> Problem requirements: What is the number of lines in these entries that contain "styles"? State it alone.

──────── Input ────────

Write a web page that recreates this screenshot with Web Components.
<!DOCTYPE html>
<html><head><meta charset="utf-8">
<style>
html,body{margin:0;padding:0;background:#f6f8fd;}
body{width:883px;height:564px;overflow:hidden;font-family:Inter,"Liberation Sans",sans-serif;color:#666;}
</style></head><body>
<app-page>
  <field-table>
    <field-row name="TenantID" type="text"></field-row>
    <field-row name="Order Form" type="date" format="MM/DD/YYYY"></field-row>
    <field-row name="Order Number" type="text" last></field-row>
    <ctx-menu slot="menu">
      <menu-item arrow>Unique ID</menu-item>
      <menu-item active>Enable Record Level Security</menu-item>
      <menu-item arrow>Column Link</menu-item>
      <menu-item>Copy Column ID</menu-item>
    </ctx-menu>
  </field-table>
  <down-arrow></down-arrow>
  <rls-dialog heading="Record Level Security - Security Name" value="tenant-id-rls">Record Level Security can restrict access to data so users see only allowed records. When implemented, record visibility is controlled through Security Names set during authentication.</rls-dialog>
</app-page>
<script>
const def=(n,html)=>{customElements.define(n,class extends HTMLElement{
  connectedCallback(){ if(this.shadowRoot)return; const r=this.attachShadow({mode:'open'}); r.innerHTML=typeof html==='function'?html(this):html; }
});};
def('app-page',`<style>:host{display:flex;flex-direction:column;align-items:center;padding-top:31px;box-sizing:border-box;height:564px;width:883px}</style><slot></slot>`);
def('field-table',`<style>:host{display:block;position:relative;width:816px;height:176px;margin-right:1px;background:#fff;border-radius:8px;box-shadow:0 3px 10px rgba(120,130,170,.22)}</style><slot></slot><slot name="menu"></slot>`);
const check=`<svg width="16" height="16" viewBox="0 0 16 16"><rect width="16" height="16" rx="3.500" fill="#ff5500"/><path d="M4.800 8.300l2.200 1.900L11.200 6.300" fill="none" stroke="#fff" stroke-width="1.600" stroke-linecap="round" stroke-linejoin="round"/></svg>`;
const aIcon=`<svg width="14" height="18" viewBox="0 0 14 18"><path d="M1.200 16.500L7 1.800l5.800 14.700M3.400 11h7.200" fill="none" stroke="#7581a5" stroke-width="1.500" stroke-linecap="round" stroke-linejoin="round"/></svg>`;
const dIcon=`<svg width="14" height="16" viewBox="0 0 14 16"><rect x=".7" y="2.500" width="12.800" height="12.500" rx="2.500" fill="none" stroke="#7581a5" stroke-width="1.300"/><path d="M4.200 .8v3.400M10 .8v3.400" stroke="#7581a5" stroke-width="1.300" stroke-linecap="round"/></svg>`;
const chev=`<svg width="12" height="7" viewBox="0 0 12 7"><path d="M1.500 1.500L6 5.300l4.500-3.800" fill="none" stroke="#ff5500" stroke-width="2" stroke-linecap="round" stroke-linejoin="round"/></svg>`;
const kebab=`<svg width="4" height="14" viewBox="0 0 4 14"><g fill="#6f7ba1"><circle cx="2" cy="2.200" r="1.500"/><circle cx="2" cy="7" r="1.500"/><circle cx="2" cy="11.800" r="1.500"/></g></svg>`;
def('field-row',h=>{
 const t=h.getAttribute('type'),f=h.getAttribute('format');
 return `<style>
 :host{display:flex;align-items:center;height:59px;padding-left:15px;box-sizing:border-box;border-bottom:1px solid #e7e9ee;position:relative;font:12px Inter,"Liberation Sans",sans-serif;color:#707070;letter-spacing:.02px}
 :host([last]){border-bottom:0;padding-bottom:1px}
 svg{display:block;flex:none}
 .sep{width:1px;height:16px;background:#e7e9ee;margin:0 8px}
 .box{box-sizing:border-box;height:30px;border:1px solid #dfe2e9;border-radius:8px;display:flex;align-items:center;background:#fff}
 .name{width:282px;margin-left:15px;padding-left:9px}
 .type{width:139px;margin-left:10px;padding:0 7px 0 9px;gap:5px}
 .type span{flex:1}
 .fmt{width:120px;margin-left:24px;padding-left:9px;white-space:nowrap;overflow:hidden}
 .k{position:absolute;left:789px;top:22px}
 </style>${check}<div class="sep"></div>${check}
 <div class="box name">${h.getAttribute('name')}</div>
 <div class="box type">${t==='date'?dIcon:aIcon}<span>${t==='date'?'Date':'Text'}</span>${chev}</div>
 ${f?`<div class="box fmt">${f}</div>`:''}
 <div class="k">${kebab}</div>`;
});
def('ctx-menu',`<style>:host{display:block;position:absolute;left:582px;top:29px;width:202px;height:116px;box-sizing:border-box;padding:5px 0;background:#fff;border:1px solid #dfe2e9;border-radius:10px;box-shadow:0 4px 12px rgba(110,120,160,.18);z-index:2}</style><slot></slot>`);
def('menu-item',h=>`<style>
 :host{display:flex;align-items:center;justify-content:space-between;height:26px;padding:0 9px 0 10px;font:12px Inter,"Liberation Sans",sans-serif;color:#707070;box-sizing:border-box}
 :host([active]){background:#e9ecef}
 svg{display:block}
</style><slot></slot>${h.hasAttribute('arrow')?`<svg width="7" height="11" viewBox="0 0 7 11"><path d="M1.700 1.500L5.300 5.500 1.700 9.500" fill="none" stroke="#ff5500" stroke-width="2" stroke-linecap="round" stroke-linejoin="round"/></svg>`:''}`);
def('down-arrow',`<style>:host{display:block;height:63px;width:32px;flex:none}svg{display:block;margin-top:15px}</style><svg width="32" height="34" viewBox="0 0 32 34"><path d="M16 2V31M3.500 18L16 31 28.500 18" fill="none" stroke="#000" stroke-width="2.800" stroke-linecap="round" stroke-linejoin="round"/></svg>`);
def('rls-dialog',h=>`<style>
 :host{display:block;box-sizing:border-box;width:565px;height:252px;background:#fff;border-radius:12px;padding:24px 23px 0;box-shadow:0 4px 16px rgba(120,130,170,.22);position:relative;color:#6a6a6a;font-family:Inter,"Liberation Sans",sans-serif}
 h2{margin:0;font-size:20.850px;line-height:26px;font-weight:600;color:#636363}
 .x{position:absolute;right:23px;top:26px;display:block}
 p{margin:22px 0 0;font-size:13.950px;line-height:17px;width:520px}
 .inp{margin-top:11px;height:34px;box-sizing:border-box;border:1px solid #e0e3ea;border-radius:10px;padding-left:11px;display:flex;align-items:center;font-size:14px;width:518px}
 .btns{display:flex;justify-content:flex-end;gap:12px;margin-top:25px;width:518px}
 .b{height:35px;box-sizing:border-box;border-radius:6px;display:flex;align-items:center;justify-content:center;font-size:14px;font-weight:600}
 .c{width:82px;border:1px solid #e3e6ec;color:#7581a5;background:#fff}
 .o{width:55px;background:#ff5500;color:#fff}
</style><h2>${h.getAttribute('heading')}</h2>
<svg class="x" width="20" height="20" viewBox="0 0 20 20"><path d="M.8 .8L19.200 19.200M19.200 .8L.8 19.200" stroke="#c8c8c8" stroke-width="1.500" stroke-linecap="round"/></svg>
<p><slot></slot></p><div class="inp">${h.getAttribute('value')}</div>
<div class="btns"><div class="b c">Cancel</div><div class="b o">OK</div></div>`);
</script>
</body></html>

────────
──────── Input ────────

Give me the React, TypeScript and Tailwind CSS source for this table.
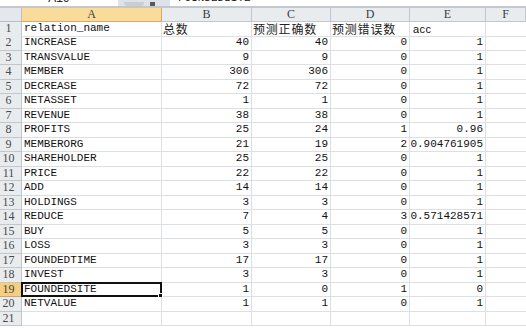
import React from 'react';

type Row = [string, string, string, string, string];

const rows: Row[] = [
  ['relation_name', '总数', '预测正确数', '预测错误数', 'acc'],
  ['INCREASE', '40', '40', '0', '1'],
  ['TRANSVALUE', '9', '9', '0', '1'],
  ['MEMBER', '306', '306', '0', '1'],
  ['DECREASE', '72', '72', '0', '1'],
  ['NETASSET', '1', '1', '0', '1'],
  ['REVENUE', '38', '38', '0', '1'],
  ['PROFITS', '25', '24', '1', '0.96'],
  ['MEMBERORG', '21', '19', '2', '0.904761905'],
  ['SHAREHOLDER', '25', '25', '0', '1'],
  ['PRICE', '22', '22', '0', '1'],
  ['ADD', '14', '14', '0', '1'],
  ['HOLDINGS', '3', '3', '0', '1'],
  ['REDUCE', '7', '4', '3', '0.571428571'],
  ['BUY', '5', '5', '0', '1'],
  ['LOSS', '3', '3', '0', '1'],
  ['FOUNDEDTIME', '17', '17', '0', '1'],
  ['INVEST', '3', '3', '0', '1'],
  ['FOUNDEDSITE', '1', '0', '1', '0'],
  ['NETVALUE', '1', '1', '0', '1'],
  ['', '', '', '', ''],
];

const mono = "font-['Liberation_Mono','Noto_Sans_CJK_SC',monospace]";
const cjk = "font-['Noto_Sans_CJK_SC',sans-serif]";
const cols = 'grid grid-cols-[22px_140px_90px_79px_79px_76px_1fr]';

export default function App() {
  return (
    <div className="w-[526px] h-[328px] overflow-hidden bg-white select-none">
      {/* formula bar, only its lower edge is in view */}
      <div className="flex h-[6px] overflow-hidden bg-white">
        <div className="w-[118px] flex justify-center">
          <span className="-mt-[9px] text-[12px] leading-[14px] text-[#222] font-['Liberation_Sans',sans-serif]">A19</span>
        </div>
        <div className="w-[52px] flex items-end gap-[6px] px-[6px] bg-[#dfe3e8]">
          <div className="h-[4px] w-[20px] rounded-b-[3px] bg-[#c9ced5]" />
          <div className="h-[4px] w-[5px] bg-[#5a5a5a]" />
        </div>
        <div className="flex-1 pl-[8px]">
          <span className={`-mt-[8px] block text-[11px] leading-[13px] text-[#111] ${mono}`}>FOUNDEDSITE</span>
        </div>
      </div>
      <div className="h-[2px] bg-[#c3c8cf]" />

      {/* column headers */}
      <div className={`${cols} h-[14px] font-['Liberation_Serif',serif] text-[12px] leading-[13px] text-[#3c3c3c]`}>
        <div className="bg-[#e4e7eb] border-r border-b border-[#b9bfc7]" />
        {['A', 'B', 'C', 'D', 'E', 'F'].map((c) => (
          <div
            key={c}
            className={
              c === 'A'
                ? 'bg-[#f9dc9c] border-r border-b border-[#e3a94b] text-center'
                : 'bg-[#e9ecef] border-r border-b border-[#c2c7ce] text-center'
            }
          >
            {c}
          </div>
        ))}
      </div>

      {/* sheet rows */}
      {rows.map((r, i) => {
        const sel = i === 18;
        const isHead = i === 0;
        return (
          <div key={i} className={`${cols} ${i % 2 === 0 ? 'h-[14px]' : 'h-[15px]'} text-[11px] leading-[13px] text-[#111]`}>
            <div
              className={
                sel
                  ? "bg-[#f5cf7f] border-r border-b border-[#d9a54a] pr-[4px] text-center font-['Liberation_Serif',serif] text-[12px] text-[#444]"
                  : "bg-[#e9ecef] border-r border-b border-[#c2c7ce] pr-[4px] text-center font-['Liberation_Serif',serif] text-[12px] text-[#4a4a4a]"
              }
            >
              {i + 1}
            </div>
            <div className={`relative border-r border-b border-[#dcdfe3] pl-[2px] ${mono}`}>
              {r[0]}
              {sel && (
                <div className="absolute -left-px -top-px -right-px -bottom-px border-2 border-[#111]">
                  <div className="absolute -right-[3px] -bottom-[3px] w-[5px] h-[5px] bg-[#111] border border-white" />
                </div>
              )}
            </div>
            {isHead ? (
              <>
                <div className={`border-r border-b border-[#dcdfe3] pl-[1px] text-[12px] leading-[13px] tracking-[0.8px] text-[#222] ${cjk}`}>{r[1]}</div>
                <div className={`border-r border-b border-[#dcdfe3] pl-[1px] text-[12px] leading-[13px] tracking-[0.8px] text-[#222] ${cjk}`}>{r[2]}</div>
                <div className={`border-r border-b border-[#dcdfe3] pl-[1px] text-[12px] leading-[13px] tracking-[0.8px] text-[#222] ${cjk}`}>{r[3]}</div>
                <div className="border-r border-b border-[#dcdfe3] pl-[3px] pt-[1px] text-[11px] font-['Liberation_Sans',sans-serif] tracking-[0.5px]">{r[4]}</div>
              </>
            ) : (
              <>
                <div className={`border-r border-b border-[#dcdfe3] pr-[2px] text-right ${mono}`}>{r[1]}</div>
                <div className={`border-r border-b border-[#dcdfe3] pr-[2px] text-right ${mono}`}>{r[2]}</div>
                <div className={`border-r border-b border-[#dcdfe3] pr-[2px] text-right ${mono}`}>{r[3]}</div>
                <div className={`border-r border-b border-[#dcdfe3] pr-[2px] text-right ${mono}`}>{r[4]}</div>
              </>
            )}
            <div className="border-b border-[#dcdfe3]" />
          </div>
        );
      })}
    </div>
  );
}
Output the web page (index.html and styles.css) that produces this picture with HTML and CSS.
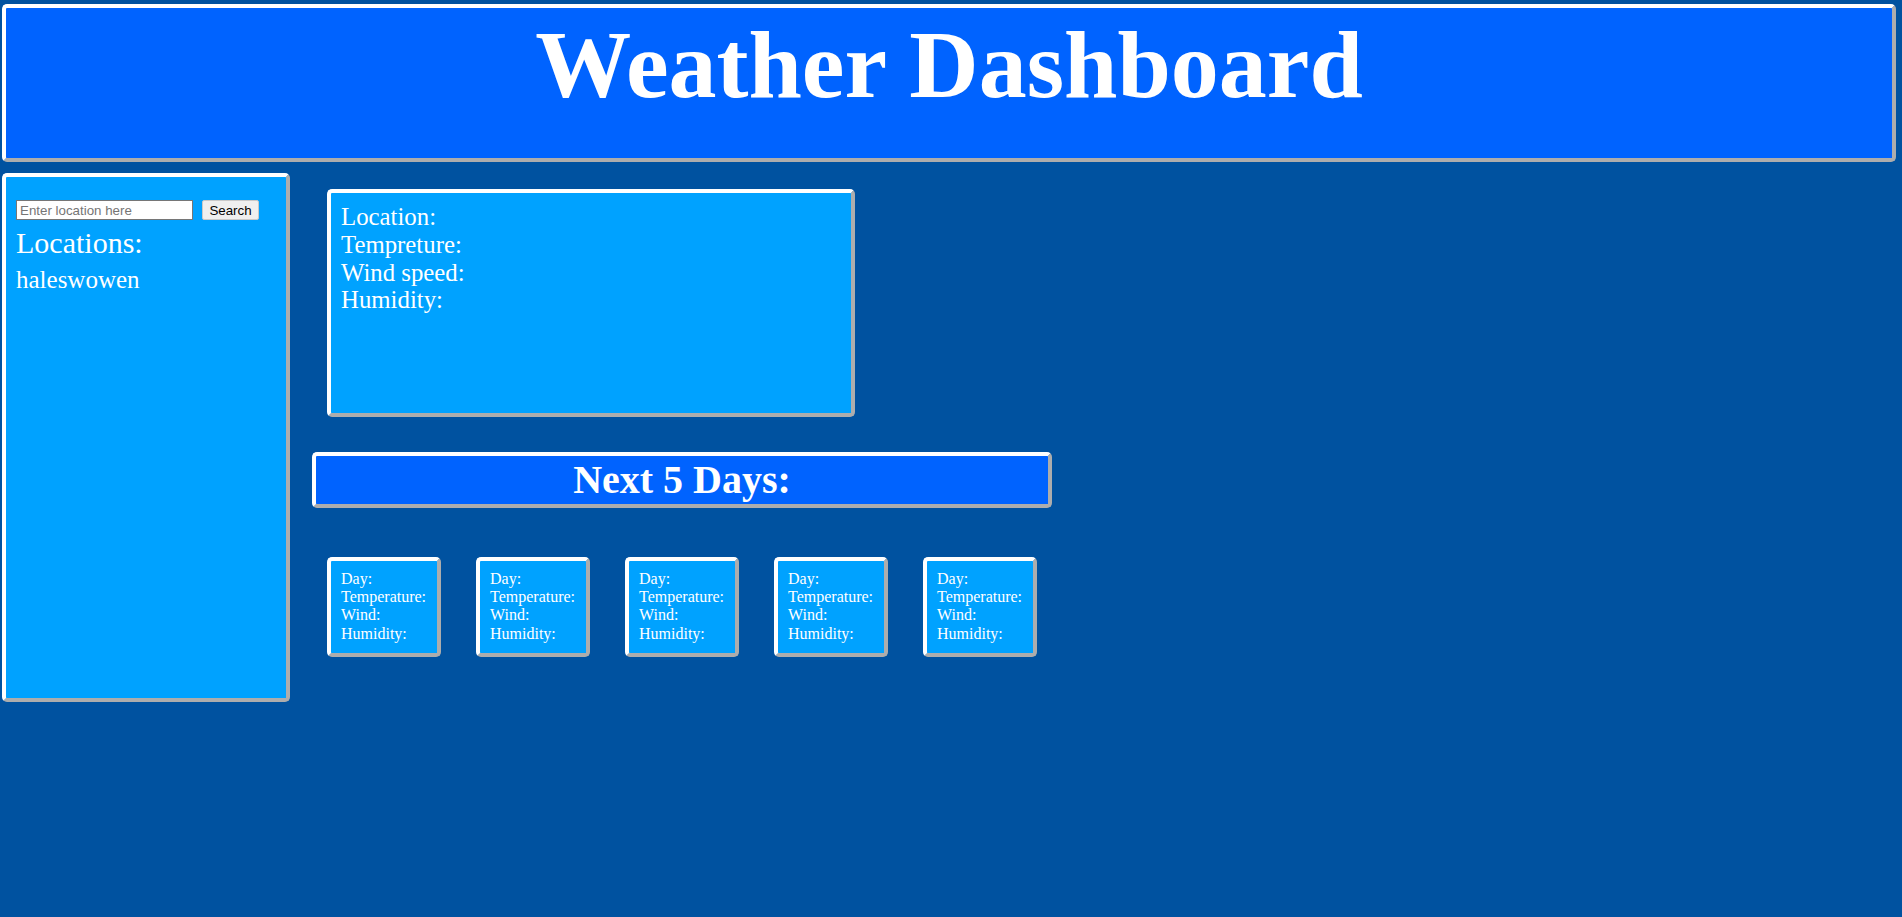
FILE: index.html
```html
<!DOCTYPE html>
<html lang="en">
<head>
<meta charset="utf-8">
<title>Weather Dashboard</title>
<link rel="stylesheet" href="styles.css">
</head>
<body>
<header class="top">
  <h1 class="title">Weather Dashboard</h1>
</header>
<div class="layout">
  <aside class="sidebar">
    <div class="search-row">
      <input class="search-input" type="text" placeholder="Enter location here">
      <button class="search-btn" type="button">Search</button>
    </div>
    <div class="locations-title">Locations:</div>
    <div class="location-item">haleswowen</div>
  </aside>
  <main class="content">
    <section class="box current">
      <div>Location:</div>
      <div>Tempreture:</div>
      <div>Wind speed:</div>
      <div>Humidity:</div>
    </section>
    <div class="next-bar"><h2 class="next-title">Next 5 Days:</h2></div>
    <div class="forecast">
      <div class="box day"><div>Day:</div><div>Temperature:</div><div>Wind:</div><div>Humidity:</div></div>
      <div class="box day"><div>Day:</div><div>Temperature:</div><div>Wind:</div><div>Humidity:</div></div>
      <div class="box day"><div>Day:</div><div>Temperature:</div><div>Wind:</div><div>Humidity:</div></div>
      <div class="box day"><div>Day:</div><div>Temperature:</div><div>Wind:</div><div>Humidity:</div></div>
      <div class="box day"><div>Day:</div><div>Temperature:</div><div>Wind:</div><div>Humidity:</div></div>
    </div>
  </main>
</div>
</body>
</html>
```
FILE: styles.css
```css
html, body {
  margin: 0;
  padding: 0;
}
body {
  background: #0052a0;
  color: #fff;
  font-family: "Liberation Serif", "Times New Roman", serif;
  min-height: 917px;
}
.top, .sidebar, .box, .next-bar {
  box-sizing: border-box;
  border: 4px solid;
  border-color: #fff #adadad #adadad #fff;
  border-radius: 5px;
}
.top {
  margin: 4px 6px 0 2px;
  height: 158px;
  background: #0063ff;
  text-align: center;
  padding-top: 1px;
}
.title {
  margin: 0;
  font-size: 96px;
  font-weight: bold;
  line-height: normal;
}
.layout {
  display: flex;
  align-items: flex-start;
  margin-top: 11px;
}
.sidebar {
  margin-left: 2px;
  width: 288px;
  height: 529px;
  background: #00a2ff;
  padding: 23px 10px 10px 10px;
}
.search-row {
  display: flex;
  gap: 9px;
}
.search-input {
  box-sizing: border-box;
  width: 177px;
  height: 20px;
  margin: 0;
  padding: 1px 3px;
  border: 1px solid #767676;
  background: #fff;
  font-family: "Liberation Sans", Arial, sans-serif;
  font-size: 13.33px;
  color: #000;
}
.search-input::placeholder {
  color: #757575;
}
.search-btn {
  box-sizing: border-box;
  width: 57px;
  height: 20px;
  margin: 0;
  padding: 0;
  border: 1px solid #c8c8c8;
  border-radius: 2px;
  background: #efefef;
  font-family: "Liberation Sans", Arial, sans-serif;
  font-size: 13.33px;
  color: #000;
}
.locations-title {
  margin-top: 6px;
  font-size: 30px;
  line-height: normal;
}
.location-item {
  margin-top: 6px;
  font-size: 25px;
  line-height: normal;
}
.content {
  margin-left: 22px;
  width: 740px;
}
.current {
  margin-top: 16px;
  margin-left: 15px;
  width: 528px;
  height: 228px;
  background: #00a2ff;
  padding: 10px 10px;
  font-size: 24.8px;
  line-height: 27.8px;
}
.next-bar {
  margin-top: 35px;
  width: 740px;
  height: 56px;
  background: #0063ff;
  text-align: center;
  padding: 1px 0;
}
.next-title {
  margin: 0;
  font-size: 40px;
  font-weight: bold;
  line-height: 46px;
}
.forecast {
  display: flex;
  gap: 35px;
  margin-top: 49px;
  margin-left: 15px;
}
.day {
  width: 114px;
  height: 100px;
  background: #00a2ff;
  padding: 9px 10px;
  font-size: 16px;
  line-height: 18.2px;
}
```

────────

> Solution to this task: 3